INSTRUCTIONS FOR THE TASK: Show all lines that include the string "styles"; copy each one.

SUPPLIED INFORMATION:
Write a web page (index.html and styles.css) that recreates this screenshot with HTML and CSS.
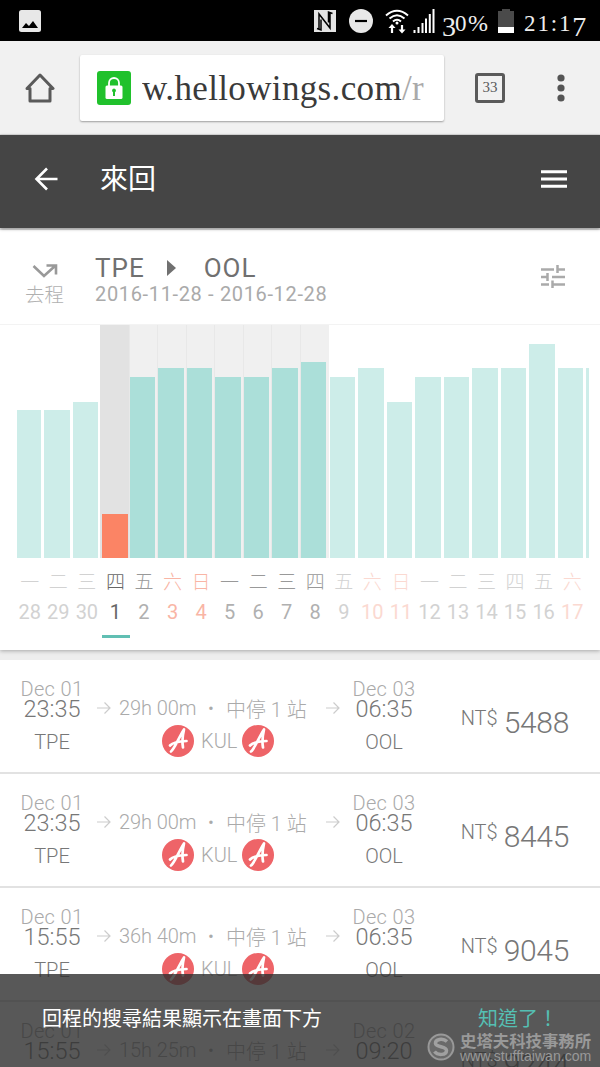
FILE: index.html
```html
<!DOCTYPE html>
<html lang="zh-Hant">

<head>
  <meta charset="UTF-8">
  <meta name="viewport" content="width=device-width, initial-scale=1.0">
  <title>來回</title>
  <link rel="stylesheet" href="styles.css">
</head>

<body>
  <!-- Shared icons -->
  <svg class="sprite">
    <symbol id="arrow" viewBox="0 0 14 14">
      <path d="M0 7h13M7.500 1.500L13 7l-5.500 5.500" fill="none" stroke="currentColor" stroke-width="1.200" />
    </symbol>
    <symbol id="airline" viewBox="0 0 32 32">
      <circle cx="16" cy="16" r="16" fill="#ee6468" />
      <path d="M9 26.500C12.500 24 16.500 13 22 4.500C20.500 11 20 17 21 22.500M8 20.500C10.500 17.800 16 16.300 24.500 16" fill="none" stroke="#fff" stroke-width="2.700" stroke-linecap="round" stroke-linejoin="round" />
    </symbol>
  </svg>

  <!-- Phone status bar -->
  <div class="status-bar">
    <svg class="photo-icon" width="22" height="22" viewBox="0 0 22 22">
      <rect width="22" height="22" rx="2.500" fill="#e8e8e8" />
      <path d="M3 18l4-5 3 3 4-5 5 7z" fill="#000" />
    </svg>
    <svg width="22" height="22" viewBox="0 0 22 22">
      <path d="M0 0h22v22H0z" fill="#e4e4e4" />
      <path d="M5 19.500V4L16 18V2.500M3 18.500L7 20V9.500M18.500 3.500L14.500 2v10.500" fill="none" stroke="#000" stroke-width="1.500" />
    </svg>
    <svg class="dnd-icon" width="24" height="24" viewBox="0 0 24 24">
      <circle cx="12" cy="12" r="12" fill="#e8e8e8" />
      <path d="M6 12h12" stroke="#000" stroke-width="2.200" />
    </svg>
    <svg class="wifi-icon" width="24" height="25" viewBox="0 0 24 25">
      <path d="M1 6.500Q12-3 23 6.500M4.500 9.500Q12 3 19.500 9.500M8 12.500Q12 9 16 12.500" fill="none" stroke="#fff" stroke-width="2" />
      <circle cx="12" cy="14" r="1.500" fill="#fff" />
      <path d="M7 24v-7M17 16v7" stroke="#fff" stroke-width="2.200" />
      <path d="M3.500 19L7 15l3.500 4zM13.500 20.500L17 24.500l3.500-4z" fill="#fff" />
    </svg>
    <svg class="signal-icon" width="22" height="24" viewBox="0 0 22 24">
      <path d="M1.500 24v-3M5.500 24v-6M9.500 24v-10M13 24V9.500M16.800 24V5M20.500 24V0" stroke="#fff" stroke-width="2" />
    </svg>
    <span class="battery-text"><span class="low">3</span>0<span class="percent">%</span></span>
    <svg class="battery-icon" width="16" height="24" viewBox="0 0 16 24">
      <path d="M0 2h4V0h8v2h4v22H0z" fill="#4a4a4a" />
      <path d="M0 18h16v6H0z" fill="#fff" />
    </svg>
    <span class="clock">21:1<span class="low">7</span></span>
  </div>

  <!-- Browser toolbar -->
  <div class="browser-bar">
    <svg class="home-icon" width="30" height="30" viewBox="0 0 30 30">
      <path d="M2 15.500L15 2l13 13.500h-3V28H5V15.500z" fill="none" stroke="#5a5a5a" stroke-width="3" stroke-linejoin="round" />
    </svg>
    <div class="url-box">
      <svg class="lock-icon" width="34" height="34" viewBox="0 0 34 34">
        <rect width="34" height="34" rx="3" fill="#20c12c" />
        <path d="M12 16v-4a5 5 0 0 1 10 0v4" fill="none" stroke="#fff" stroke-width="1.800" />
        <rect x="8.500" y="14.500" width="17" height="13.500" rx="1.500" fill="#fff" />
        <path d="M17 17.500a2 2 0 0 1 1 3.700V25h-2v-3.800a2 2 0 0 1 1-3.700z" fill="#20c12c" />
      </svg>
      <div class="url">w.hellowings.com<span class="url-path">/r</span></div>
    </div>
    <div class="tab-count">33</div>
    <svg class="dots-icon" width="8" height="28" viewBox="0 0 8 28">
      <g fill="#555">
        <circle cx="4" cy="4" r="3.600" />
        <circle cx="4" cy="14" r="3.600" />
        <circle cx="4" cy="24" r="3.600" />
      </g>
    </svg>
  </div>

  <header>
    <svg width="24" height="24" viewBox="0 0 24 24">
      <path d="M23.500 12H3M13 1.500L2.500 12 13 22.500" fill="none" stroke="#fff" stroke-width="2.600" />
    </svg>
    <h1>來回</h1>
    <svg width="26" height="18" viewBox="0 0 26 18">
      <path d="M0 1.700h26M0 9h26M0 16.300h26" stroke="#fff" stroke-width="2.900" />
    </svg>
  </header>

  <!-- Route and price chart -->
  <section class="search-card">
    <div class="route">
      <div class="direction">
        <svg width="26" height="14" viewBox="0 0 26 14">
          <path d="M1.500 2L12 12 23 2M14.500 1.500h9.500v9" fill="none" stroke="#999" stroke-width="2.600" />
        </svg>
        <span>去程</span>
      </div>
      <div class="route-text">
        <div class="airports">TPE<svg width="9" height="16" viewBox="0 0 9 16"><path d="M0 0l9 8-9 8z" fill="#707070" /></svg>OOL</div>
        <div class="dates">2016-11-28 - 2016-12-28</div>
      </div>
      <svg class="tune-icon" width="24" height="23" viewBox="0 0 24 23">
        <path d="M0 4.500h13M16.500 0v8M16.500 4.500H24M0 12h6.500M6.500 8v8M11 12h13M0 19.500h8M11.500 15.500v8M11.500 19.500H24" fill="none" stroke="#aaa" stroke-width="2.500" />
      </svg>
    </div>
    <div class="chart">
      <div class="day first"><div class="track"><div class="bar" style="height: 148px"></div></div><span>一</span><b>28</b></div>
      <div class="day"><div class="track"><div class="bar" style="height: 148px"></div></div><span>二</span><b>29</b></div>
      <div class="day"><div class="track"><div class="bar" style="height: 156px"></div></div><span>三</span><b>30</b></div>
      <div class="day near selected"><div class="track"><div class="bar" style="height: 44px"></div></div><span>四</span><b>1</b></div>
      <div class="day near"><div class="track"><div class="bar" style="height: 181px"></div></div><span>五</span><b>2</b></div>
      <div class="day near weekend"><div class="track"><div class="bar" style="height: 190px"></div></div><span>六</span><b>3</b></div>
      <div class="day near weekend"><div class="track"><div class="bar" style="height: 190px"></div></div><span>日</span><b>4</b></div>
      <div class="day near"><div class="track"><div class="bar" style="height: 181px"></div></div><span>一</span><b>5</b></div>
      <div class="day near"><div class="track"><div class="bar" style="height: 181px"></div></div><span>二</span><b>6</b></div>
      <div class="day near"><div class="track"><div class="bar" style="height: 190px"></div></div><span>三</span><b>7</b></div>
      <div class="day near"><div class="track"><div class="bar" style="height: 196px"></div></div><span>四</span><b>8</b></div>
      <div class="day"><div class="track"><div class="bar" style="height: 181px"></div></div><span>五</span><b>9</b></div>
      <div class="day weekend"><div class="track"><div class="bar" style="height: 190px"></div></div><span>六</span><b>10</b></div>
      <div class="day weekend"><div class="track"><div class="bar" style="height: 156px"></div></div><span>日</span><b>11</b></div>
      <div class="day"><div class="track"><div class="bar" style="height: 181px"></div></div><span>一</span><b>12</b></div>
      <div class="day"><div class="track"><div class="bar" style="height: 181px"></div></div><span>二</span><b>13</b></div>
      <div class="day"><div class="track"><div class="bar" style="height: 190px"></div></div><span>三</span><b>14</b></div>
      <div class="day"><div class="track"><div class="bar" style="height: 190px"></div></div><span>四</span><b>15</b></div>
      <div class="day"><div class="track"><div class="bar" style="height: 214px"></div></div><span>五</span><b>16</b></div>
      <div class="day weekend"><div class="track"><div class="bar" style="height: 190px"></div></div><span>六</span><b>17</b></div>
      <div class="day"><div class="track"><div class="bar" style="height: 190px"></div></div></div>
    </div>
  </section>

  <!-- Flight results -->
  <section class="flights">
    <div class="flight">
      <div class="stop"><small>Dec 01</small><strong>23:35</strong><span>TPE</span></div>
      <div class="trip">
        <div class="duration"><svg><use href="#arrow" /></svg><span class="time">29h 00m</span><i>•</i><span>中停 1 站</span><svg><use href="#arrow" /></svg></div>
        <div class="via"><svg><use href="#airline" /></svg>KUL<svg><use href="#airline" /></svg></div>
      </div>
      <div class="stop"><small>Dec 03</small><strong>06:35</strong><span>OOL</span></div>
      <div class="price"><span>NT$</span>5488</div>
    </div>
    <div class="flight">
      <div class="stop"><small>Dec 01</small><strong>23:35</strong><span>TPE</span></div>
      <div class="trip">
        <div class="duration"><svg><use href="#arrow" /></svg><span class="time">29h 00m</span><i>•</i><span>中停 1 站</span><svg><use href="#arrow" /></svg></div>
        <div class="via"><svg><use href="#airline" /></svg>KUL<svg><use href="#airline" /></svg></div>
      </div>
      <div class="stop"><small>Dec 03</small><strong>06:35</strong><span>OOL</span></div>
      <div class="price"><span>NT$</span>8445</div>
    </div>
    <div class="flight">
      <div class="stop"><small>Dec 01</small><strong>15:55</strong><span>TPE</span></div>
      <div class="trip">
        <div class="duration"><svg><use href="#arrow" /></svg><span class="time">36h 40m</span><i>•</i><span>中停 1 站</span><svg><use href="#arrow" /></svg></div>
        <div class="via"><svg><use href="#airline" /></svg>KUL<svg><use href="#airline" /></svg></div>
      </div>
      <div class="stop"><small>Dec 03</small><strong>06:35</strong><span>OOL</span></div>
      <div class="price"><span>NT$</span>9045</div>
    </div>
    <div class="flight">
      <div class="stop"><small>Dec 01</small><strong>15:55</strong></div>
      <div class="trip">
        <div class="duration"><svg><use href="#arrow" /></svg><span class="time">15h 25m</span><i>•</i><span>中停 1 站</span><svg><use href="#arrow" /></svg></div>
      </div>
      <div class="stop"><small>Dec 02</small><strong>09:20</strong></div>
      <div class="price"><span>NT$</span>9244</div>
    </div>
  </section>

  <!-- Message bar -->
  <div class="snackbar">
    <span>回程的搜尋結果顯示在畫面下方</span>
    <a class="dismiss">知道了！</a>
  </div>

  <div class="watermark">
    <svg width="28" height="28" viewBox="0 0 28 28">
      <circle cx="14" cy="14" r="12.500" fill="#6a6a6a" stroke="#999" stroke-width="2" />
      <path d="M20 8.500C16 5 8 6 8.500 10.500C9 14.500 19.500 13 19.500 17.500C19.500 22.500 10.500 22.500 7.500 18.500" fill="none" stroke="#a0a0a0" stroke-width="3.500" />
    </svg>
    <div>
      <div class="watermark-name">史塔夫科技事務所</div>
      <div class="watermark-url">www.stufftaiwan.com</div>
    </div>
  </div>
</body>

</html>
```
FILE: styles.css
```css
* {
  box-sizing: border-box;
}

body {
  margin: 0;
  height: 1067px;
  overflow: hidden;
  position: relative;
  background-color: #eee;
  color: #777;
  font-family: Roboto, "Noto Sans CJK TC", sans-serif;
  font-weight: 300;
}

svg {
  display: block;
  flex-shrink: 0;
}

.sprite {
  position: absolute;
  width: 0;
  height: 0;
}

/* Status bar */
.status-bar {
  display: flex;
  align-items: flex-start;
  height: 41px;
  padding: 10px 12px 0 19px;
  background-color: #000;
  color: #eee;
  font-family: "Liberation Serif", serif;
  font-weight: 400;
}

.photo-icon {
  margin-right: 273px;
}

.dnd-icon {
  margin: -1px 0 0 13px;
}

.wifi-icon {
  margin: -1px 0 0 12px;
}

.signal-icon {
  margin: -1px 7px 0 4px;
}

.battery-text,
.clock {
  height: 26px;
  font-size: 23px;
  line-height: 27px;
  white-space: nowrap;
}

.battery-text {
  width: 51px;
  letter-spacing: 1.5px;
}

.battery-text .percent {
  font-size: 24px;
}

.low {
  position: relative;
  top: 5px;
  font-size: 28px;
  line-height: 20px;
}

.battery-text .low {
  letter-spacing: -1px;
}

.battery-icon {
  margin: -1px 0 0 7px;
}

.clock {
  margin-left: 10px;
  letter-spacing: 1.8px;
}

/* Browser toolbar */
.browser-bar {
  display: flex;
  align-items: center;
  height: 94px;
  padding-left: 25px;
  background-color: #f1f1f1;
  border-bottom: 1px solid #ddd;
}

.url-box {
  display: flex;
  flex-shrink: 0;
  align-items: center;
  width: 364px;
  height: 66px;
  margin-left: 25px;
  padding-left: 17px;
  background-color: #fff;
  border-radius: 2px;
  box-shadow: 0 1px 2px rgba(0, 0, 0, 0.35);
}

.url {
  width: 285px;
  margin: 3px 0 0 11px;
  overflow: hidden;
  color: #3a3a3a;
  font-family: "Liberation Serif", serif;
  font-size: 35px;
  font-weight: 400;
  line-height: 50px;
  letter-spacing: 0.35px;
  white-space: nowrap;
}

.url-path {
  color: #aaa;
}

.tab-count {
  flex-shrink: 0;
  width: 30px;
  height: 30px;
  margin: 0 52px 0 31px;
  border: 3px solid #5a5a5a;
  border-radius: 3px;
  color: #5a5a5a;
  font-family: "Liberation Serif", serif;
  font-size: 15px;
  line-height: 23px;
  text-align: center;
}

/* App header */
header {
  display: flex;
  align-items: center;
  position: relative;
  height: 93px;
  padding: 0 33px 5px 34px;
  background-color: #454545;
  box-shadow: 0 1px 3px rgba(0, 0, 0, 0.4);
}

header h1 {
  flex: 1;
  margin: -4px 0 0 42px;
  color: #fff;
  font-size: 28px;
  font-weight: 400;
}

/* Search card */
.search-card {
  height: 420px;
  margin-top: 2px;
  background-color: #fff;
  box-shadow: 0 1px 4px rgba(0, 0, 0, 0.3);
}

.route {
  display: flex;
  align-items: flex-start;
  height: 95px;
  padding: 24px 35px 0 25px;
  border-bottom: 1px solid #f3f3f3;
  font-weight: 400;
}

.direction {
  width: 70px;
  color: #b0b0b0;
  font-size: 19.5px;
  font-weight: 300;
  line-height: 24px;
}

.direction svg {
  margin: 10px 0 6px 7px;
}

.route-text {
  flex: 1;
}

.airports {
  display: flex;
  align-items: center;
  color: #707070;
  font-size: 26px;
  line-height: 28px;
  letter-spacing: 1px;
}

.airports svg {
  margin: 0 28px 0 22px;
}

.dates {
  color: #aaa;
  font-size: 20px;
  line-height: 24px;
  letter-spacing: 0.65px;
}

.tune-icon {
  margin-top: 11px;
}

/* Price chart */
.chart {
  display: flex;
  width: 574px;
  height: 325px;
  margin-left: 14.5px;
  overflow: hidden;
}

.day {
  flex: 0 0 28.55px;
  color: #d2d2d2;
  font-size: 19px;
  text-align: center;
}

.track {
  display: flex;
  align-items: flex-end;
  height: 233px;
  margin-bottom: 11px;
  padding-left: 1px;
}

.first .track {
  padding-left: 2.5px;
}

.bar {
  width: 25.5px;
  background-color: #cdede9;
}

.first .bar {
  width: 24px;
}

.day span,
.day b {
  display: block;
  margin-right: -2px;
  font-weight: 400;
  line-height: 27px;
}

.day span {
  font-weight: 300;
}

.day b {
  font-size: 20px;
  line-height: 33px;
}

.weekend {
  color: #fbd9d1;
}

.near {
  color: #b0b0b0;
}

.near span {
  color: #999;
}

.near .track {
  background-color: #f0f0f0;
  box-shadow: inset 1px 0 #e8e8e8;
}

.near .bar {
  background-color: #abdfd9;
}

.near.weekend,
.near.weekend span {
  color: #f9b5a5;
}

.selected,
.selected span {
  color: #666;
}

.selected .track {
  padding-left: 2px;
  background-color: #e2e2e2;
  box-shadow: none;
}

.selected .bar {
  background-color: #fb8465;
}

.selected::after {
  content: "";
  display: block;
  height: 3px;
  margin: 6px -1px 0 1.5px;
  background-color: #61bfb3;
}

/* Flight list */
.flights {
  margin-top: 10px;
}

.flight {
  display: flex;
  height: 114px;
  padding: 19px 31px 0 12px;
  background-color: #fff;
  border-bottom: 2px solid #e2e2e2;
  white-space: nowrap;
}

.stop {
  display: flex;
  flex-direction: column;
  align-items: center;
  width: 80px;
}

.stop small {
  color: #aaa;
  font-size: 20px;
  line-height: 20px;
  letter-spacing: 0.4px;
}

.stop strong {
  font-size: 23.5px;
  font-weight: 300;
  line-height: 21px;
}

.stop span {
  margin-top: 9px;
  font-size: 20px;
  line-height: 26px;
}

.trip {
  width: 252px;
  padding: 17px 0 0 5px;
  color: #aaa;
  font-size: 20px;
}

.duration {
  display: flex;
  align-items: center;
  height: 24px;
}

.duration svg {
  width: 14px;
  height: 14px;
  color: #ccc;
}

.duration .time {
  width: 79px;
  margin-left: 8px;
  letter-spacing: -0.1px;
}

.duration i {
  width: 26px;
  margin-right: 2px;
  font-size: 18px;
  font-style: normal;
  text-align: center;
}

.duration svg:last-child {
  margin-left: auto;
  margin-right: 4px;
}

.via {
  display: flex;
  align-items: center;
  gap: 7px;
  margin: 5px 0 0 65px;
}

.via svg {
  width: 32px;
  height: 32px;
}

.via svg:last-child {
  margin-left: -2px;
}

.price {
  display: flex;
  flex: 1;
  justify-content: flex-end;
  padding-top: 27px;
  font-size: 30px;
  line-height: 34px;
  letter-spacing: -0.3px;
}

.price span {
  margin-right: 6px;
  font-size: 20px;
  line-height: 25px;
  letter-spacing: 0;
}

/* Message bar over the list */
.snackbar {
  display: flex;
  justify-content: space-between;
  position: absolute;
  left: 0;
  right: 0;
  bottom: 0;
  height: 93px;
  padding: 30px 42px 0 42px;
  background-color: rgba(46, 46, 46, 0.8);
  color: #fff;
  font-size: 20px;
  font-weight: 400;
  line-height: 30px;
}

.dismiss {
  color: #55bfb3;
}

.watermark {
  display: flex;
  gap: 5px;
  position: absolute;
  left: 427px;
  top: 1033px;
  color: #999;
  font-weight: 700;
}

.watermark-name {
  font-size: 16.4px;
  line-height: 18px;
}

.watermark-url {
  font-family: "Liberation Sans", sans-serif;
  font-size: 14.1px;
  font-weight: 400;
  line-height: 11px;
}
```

TASK RESPONSE:
Write a web page (index.html and styles.css) that recreates this screenshot with HTML and CSS.
  <link rel="stylesheet" href="styles.css">
FILE: styles.css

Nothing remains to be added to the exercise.